TASK DIRECTIONS: Print only the lines from the top of the data through the line with "const [enabled, setEnabled]", both included, skipping every picture.
** Start GIVEN MATERIAL **
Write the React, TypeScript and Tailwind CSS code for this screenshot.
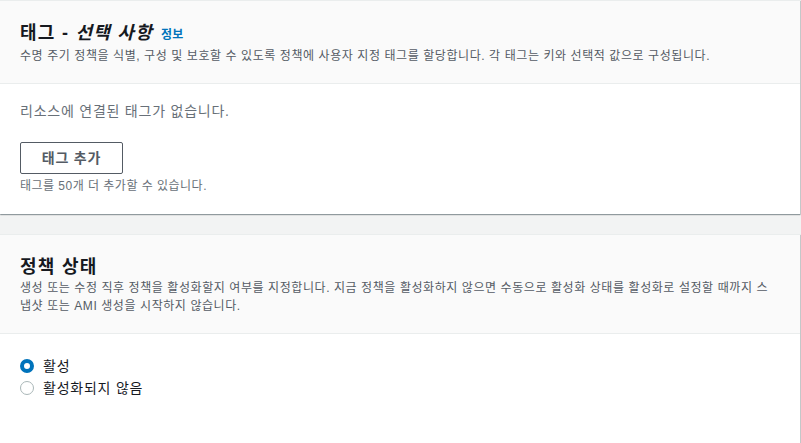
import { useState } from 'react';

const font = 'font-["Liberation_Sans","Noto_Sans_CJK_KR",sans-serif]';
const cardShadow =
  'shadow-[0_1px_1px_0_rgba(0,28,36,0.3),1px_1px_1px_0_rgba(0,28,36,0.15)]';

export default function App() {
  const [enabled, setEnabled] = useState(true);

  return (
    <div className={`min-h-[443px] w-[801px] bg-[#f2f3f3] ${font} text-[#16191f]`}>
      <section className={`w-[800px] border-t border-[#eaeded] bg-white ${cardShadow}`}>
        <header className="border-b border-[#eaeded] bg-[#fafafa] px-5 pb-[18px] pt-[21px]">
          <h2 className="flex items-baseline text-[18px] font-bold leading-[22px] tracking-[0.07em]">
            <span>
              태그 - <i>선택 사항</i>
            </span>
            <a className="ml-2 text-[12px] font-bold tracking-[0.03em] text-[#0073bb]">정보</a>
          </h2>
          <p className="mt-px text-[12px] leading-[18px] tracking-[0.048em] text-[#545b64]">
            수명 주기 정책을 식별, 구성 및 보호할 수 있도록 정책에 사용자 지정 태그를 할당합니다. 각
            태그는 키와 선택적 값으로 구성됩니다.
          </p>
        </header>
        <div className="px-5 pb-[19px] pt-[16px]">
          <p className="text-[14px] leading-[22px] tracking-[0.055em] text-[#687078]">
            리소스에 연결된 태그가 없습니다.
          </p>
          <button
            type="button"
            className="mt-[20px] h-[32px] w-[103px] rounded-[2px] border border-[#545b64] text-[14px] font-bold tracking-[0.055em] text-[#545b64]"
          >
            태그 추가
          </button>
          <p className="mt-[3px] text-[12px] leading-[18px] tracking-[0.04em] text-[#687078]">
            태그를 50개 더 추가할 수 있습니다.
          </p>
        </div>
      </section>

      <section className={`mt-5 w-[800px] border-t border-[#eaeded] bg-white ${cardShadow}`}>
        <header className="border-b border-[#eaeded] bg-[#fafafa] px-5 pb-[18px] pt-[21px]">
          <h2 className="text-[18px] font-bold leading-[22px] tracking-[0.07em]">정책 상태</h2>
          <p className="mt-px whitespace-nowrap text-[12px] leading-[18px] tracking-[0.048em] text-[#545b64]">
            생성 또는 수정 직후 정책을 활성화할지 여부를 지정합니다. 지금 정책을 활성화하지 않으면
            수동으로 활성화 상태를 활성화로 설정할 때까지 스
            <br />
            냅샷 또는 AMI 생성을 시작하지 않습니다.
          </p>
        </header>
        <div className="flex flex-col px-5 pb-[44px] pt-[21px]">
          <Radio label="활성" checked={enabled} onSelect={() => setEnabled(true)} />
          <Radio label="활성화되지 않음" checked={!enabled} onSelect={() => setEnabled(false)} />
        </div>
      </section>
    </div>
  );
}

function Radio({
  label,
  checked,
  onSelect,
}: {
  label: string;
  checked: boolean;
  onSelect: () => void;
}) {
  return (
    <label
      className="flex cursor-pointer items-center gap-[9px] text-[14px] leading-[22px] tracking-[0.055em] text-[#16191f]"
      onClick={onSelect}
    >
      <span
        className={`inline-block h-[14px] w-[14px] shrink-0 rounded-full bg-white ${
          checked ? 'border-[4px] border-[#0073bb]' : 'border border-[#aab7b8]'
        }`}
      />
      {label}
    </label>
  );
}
** End GIVEN MATERIAL **
ANSWER TO THE PROBLEM:
Write the React, TypeScript and Tailwind CSS code for this screenshot.
import { useState } from 'react';

const font = 'font-["Liberation_Sans","Noto_Sans_CJK_KR",sans-serif]';
const cardShadow =
  'shadow-[0_1px_1px_0_rgba(0,28,36,0.3),1px_1px_1px_0_rgba(0,28,36,0.15)]';

export default function App() {
  const [enabled, setEnabled] = useState(true);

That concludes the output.